━━━ Supplied information ━━━

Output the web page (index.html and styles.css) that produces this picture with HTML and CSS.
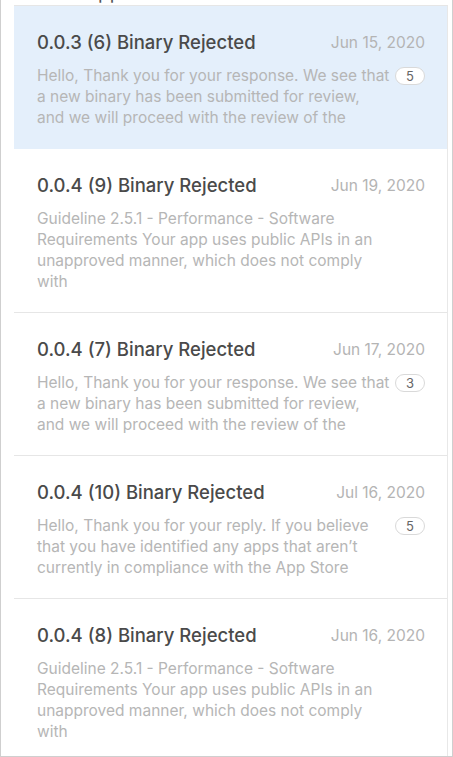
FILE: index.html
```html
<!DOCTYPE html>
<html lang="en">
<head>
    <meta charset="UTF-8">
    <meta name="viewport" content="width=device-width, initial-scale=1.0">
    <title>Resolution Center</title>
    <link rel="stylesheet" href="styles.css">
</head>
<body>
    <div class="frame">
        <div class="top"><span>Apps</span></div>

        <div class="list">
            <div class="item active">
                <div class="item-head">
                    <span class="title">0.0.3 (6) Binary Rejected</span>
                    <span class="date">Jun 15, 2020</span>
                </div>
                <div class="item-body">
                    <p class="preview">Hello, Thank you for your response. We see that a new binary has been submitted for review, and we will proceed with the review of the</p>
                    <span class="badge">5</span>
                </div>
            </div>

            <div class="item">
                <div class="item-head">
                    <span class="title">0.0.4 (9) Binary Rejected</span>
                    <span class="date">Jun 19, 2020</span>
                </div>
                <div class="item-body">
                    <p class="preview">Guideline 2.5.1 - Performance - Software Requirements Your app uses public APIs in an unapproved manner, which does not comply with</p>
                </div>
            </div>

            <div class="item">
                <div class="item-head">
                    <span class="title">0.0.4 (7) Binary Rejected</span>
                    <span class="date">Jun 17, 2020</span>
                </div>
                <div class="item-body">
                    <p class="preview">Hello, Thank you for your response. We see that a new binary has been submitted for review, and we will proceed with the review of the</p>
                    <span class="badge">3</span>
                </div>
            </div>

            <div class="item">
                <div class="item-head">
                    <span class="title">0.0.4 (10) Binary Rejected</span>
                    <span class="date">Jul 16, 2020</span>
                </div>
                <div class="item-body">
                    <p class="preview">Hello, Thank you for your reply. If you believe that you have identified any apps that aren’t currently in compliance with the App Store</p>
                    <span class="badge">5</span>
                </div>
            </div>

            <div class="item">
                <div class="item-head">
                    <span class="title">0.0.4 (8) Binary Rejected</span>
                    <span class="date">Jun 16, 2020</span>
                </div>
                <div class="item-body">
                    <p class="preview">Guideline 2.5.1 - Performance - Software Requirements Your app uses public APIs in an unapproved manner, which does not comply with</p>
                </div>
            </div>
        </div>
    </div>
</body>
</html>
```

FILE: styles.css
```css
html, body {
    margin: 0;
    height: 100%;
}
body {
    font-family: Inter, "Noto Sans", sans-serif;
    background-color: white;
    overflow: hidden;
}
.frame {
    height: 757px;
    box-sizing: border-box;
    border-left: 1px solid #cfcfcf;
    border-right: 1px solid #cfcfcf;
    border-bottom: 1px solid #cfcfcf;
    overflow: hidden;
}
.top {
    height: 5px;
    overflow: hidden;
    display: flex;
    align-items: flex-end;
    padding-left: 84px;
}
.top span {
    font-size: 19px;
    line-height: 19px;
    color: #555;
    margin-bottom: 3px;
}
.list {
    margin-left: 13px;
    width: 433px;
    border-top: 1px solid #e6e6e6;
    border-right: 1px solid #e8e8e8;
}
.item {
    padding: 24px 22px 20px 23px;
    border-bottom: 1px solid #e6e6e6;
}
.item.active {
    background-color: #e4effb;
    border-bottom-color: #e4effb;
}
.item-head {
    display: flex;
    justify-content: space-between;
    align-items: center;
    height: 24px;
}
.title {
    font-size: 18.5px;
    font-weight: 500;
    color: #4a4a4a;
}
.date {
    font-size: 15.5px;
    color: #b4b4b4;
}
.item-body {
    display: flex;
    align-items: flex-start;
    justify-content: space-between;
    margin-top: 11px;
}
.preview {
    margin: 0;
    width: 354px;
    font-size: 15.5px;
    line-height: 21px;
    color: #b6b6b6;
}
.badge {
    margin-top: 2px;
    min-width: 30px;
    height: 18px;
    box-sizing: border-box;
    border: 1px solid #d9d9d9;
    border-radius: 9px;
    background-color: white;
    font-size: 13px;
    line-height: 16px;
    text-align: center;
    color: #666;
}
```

━━━

Problem statement
Your answer should be one number: the count of lines in the data above that include the word "index".

Complete response
2